I noticed that you're low on the financial sector allocation.
Again, we look for bad news, and until this year there hasn't been any bad news in financials. Financial services stocks have had a tremendous run: P/Es have gone up; earnings have grown at a terrific rate. The biggest reason is the economy's been great; you had a recession in the early part of this decade but that recession was corporate-led rather than consumer-led. The consumers held up exceptionally well.
Does that mean that now that there has been some bad news in the financial sector you'd consider it?

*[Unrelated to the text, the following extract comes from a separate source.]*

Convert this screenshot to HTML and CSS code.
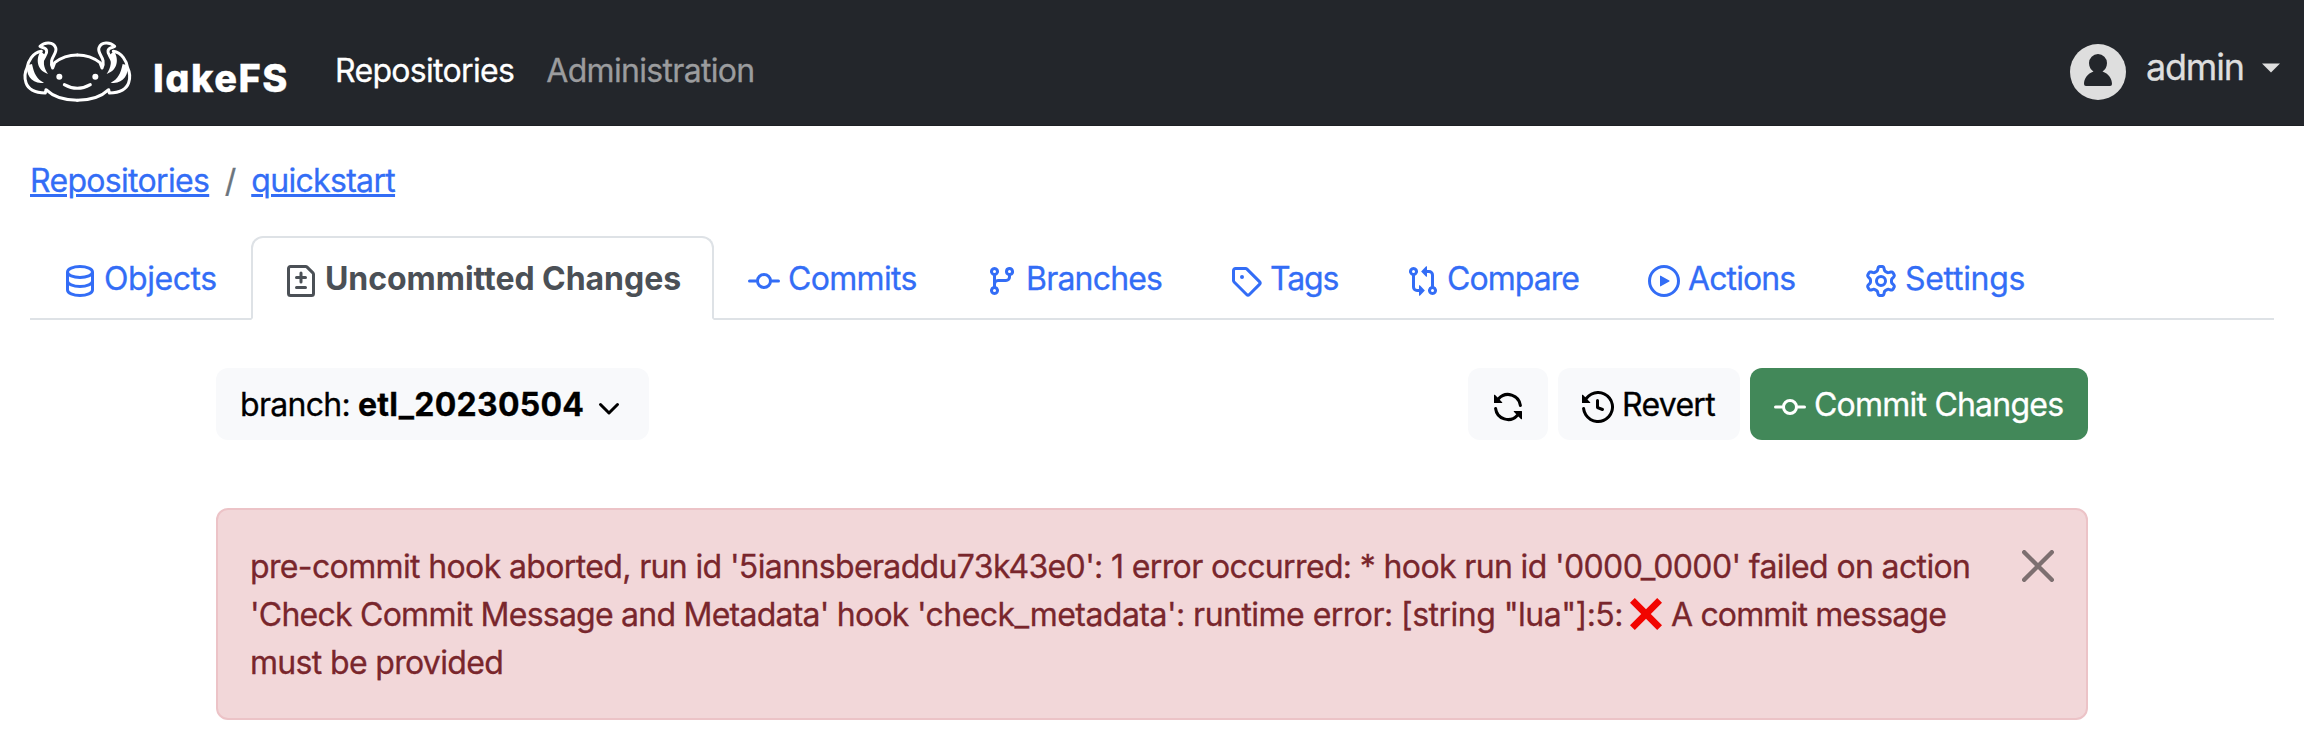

The financial sector bad news has been focused on companies that we don't have a tremendous amount of interest in–I'm generalizing now–the subprime space we think was fraught with risk and that blew up, and we talked about the issues in subprime going back in our shareholder letters…the subprime space is not the kind of [financial] we're wiling to touch at any price; doesn't mean it's bad for somebody to bottom fish, [it's] just not our strength; we don't have conviction in that area. The bigger companies where we think there's opportunity, financial services where we'd like to own are just not cheap enough, they haven't come down enough in price to make it attractive.
So, not a sector quite yet for you, not enough bad news coming out?
No; we have one financial services stock in the portfolio, an insurance company; nothing on the lending side.